Otherwise it sounds like you're either gonna hafta reason with her (obviously not working) or do the best you can until you're 18. Terribly unfortunate.
Have you talked to your doc about maybe taking XR in the morning so you could have coverage a bit longer? You could still boost with an IR in the afternoon if need be. Might be worth a shot anyway.
Good luck!
Matt S. 12-17-07, 08:13 PM Can she leave the dose home for you?
My mom wanted to do that but I convinced her not to. They're holding on to that last bit of control before you're a free man IMO.
However, I really doubt it would be ruled as child abuse to forget to leave you adderall. You said it's accidental when she forgets to leave it first of all, and unless it's in cases of basic living neglet accidents aren't ruled as child abuse. I've looked it up and they won't get in trouble for accidentally breaking your arm or running over your leg unless they intended to hurt you somehow by doing it. *shrug*
And you need it to do schoolwork, but you don't need it to live. A missed dose of adderall shouldn't cause detrimental side-effects (depression etc.) unless you're addicted, right? And besides that, her expressed concern that you'd abuse it would surely be ruled valid if you took her to court or something like that. You're a minor.
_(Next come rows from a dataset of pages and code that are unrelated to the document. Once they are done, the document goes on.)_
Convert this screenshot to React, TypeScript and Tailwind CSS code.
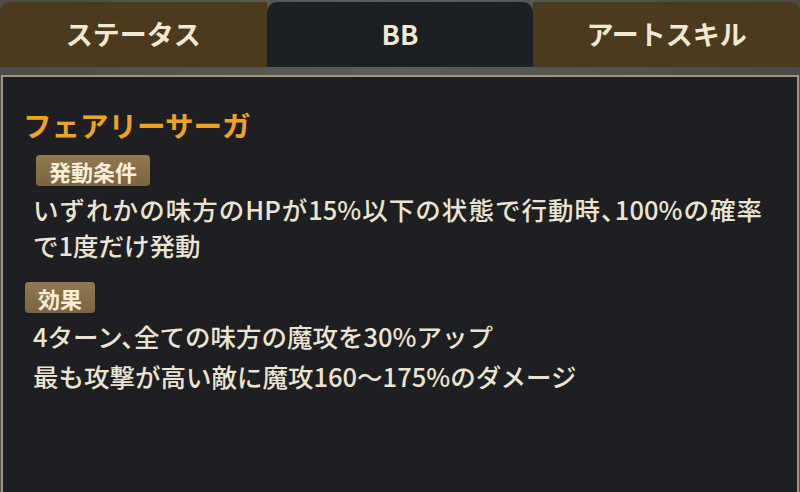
const tabs = [
  { label: 'ステータス', active: false },
  { label: 'BB', active: true },
  { label: 'アートスキル', active: false },
];

function Badge({ children, className = '' }: { children: React.ReactNode; className?: string }) {
  return (
    <div
      className={`inline-flex h-[31px] items-center rounded-[4px] bg-gradient-to-b from-[#937850] to-[#7b6441] px-[13px] text-[22px] font-bold leading-none text-[#f6eedb] ${className}`}
    >
      {children}
    </div>
  );
}

export default function App() {
  return (
    <div
      className="flex h-[492px] w-[800px] flex-col overflow-hidden bg-gradient-to-r from-[#4d4c49] via-[#5d5c58] to-[#4b4a47]"
      style={{ fontFamily: '"Noto Sans CJK JP", "Noto Sans", sans-serif' }}
    >
      <div className="flex h-[67px] pt-[2px]">
        {tabs.map((t, i) => (
          <div
            key={t.label}
            className={`flex flex-1 items-center justify-center text-[27px] font-bold text-[#f1e8d2] ${
              t.active ? 'rounded-t-[10px] bg-[#1c1f24]' : 'bg-[#4a3a1e]'
            } ${i === 0 ? 'rounded-tl-[10px]' : ''} ${i === 2 ? 'rounded-tr-[10px]' : ''}`}
          >
            {t.label}
          </div>
        ))}
      </div>

      <div className="h-[8px]" />

      {/* half-width punctuation (halt) like the game text */}
      <div className="mx-[1px] flex-1 border-x-2 border-t-2 border-[#a3957a] bg-[#1e1f22] pl-[20px] pr-[35px] pt-[30px] text-[#ece4d0] [font-feature-settings:'halt']">
        <div className="text-[28.5px] font-bold leading-[36px] text-[#f1a31f]">フェアリーサーガ</div>

        <Badge className="ml-[13px] mt-[12px]">発動条件</Badge>
        <p className="ml-[10px] mt-[5px] text-justify text-[25.5px] font-medium leading-[36px]">
          いずれかの味方のHPが15%以下の状態で行動時、100%の確率で1度だけ発動
        </p>

        <Badge className="ml-[2px] mt-[19px]">効果</Badge>
        <div className="ml-[10px] mt-[3px] text-[25.5px] font-medium leading-[40px]">
          <p>4ターン、全ての味方の魔攻を30%アップ</p>
          <p>最も攻撃が高い敵に魔攻160〜175%のダメージ</p>
        </div>
      </div>
    </div>
  );
}
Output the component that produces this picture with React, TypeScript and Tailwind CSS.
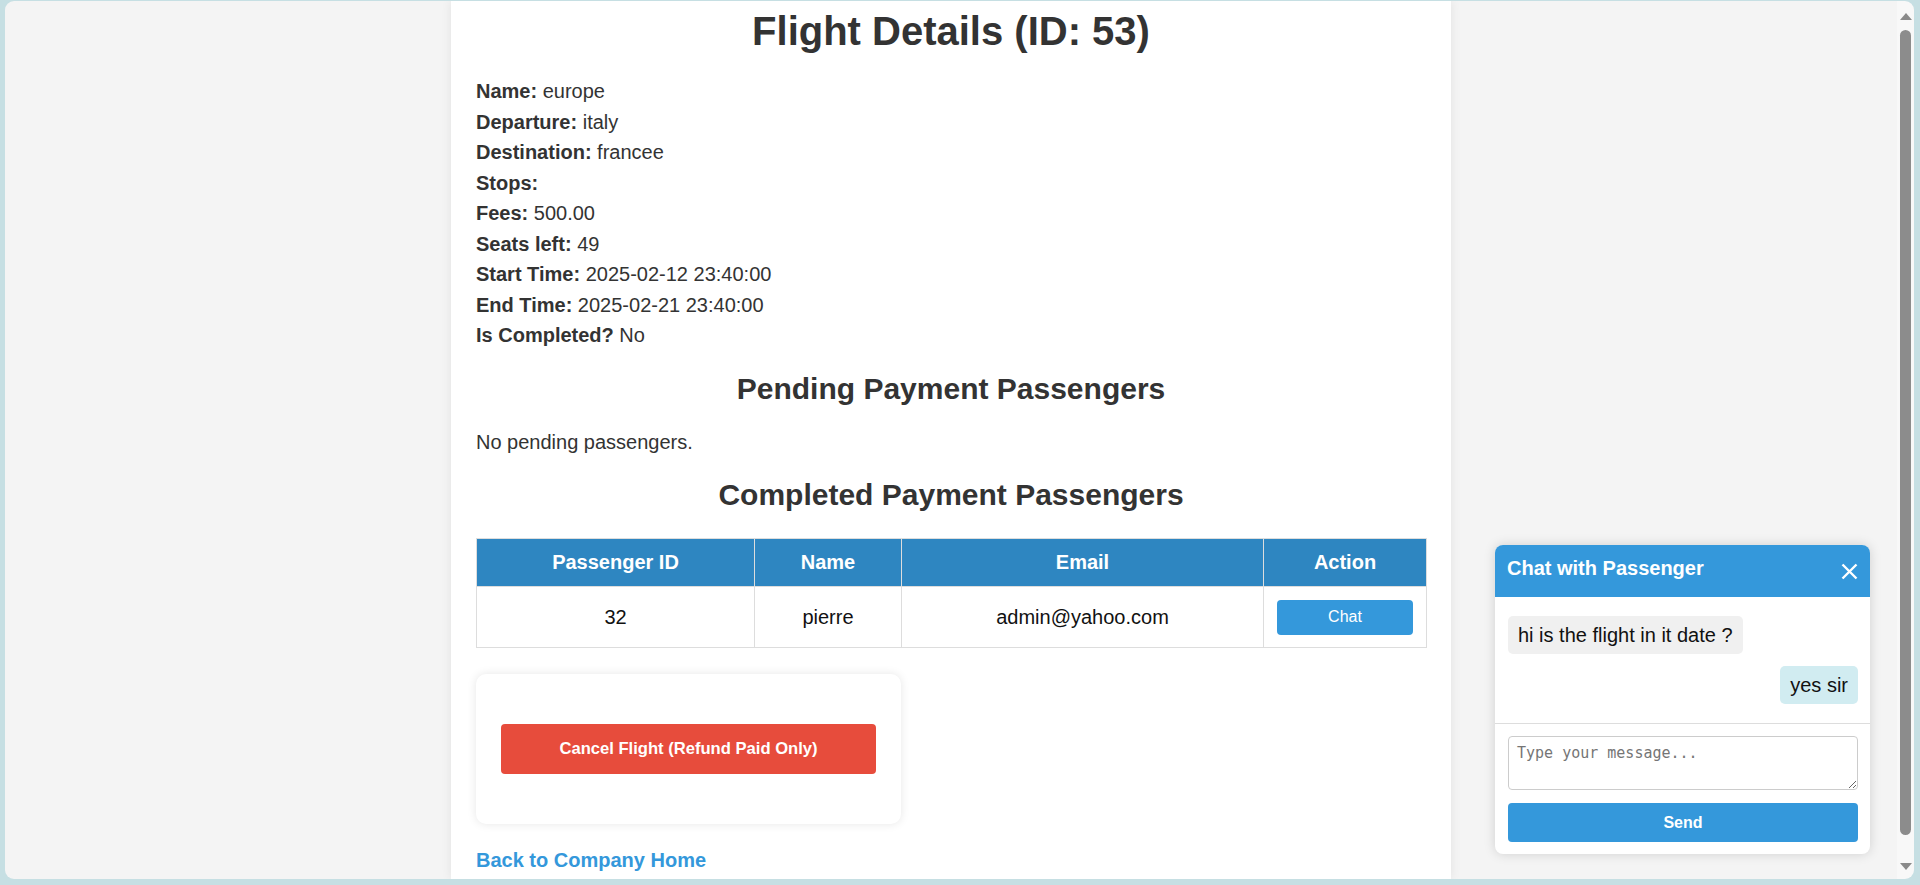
import React from "react";

const font = { fontFamily: '"Liberation Sans", Arial, sans-serif' };

function InfoLine({ label, value }: { label: string; value: string }) {
  return (
    <div className="leading-[30.5px] text-[20px] text-[#333]">
      <span className="font-bold">{label}</span>
      {value ? " " + value : ""}
    </div>
  );
}

export default function App() {
  return (
    <div
      className="w-screen h-[885px] bg-[#c6dfe3] pt-[1px] pl-[5px] pr-[6px] pb-[6px] overflow-hidden"
      style={font}
    >
      <div className="h-full w-full rounded-[9px] overflow-hidden flex">
        {/* page */}
        <div className="flex-1 bg-[#f4f4f4] relative overflow-hidden">
          <div className="w-[1000px] mx-auto bg-white h-full px-[25px] pt-[7px] shadow-[0_0_10px_rgba(0,0,0,0.08)]">
            <h1 className="text-center text-[40px] leading-[46px] font-bold text-[#333]">
              Flight Details (ID: 53)
            </h1>
            <div className="mt-[22px]">
              <InfoLine label="Name:" value="europe" />
              <InfoLine label="Departure:" value="italy" />
              <InfoLine label="Destination:" value="francee" />
              <InfoLine label="Stops:" value="" />
              <InfoLine label="Fees:" value="500.00" />
              <InfoLine label="Seats left:" value="49" />
              <InfoLine label="Start Time:" value="2025-02-12 23:40:00" />
              <InfoLine label="End Time:" value="2025-02-21 23:40:00" />
              <InfoLine label="Is Completed?" value="No" />
            </div>
            <h2 className="mt-[21px] text-center text-[30px] leading-[34.5px] font-bold text-[#333]">
              Pending Payment Passengers
            </h2>
            <p className="mt-[24.5px] text-[20px] leading-[23px] text-[#333]">No pending passengers.</p>
            <h2 className="mt-[24.5px] text-center text-[30px] leading-[34.5px] font-bold text-[#333]">
              Completed Payment Passengers
            </h2>
            <table className="mt-[25.5px] w-full border-collapse table-fixed text-[20px]">
              <colgroup>
                <col className="w-[278px]" />
                <col className="w-[147px]" />
                <col className="w-[362px]" />
                <col className="w-[163px]" />
              </colgroup>
              <thead>
                <tr className="h-[48px] bg-[#2e86c1] text-white">
                  <th className="border border-[#ddd] font-bold p-0 leading-[23px]">Passenger ID</th>
                  <th className="border border-[#ddd] font-bold p-0 leading-[23px]">Name</th>
                  <th className="border border-[#ddd] font-bold p-0 leading-[23px]">Email</th>
                  <th className="border border-[#ddd] font-bold p-0 leading-[23px]">Action</th>
                </tr>
              </thead>
              <tbody>
                <tr className="h-[61px] text-[#111]">
                  <td className="border border-[#ddd] text-center p-0">32</td>
                  <td className="border border-[#ddd] text-center p-0">pierre</td>
                  <td className="border border-[#ddd] text-center p-0">admin@yahoo.com</td>
                  <td className="border border-[#ddd] text-center px-[13px] py-0">
                    <button className="w-full h-[35px] rounded-[4px] bg-[#3498db] text-white text-[16px] leading-[18px]">
                      Chat
                    </button>
                  </td>
                </tr>
              </tbody>
            </table>
            <div className="mt-[25.5px] w-[425px] rounded-[10px] bg-white shadow-[0_0_10px_rgba(0,0,0,0.1)] px-[25px] py-[50px]">
              <button className="w-full h-[50px] rounded-[4px] bg-[#e74c3c] text-white font-bold text-[16.6px] leading-[19px]">
                Cancel Flight (Refund Paid Only)
              </button>
            </div>
            <a className="block mt-[25px] text-[20px] leading-[23px] font-bold text-[#3498db]" href="#">
              Back to Company Home
            </a>
          </div>

          {/* chat panel overlay */}
          <div className="absolute right-[27px] bottom-[25px] w-[375px] bg-white rounded-[8px] overflow-hidden shadow-[0_0_12px_rgba(0,0,0,0.15)]">
            <div className="h-[52px] bg-[#3498db] px-[12px] flex justify-between">
              <div className="pt-[12px] text-white font-bold text-[20px] leading-[23px]">Chat with Passenger</div>
              <svg className="self-center mt-[1px]" width="17" height="17" viewBox="0 0 17 17">
                <path d="M1.5 1.5 L15.5 15.5 M15.5 1.5 L1.5 15.5" stroke="white" strokeWidth="2.4" strokeLinecap="butt" />
              </svg>
            </div>
            <div className="flex flex-col gap-[12px] pt-[19px] pb-[19px] pl-[13px] pr-[12px]">
              <div className="self-start h-[38px] flex items-center px-[10px] rounded-[5px] bg-[#f0f0f0] text-[20px] leading-[23px] text-[#111]">
                hi is the flight in it date ?
              </div>
              <div className="self-end h-[38px] flex items-center px-[10px] rounded-[5px] bg-[#d1ecf1] text-[20px] leading-[23px] text-[#111]">
                yes sir
              </div>
            </div>
            <div className="border-t border-[#ddd] pt-[12px] pb-[12px] pl-[13px] pr-[12px]">
              <textarea
                className="block w-full h-[54px] mb-[13px] border border-[#ccc] rounded-[4px] px-[8px] py-[8px] text-[15px] leading-[17px] placeholder:text-[#757575] outline-none"
                style={{ fontFamily: '"DejaVu Sans Mono", monospace' }}
                placeholder="Type your message..."
              />
              <button className="w-full h-[39px] rounded-[4px] bg-[#3498db] text-white font-bold text-[16px] leading-[18px]">
                Send
              </button>
            </div>
          </div>
        </div>

        {/* scrollbar */}
        <div className="w-[17px] bg-[#f8f8f8] flex flex-col items-center pt-[12px]">
          <svg width="12" height="7" viewBox="0 0 12 7">
            <path d="M6 0 L12 7 L0 7 Z" fill="#8a8a8a" />
          </svg>
          <div className="mt-[10px] w-[11px] h-[805px] rounded-[6px] bg-[#8c8c8c]" />
          <svg className="mt-[28px]" width="12" height="7" viewBox="0 0 12 7">
            <path d="M0 0 L12 0 L6 7 Z" fill="#8a8a8a" />
          </svg>
        </div>
      </div>
    </div>
  );
}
Plus a parent could say they don't want their kid on ADHD stimulants at all, even after diagnoses. I've read about that happening. Kids get diagnosed by a psychologist but parents opt for continuing to struggle so they don't mess with the brain chemistry. I'm sure the doctor didn't force these meds on you, eh? There are some instances where a child needs to take certain drugs to live and CPS will get on the case if they're not taking them. In AD/HD, the kid (especially a 16-year-old) will always have a say in weather or not they take them. Your mom wouldn't be able to force you to take them and she could be taken for court if she physically made you. She's actually letting you choose to take them... I think. I'm not a legal expert, but I'll try to look it up and see if I find anything. That's how it is in my state though so says my mom.
Very annoying I know. I'm doing some googling and some people are saying forcing or is abuse only if the drugs are not needed to stay healthy. Actually someone just asked a question about forcing adderall on yahoo! answers yesterday. I'm not an expert and neither or these people, but I'd say that dissallowing a child to take drugs that he doesn't need to stay physically healthy is not abuse. They're no expert either probably. Still just what I gather.
I think I'm raining on the thread with that long opposing post.
EDIT: About not letting you take them to school, that's good because you aren't allowed to take medicine to school. If you get caught by the school you'll likely find yourself in hot water even though they're prescribed. What she can do is give them to the nurse's office and have you go down there every day to take your dose. Have you considered that instead?